14節の後半にこうあります。「わたしたちはこう考えます。」

「こう考えます」というのは「こう信じます」ということです。パウロはイエス・キリストの十字架の意味について信仰に基づくはっきりとした理解を持っていました。

ではそれはどういう理解でしょうか。

「すなわち、一人の方がすべての人のために死んでくださった以上、すべての人も死んだことになります。」

「一人の方」、すなわちイエス・キリストの十字架の死はただ一人のための死ではありませんでした。それは「すべての人のため」の死でした。イエス・キリストはすべての人の罪を負って十字架の上で死なれたのです。
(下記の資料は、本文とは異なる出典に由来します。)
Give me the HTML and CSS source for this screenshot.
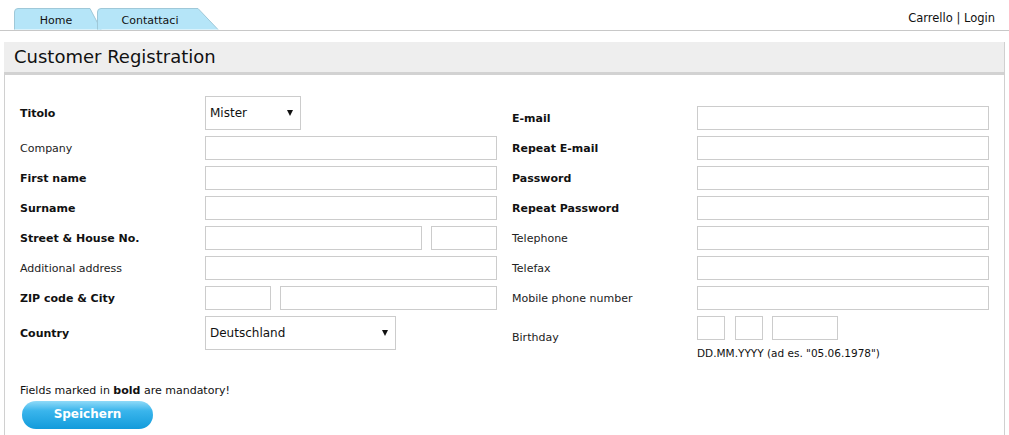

本来なら人間が自分の罪のために死ななければならなかったのです。その死をイエス・キリストが代わって死んでくださったのです。ですから、そのときすべての人もイエス・キリストと共に死んだことになります。何に死んだのでしょう。罪に死にました。古い自分に死にました。

その人たちはそのあと、どうしたらよいのでしょうか。死んだままなのでしょうか。神はイエス・キリストと共に死んだ人たちをそのまま放っておかれませんでした。イエス・キリストと共に復活の命に生きる者としてくださいました。新しい人生に生きるのです。

15節にこうあります。「その一人の方はすべての人のために死んでくださった。その目的は、生きている人たちが、もはや自分自身のために生きるのではなく、自分たちのために死んで復活してくださった方のために生きることなのです。」

 

ここでパウロが語っているのは彼の人生そのものです。「わたしはイエス・キリストと共に死にイエス・キリストと共に復活した。今、復活の命に生かされている。神によって新しい人生を歩まされている。そして、あなたがたもそうなのだ。」私たちもそうなのです。イエス・キリストの十字架によって罪から救われた私たちはイエス・キリストの復活の命の中に生かされています。それゆえ、私たちはもはや自分自身のためには生きません。イエス・キリストのために生きます。それゆえにまた他者のために生きます。こうしてキリストの愛は私たちの生き方を神の御心に沿うものへと整え、導いてくれるのです。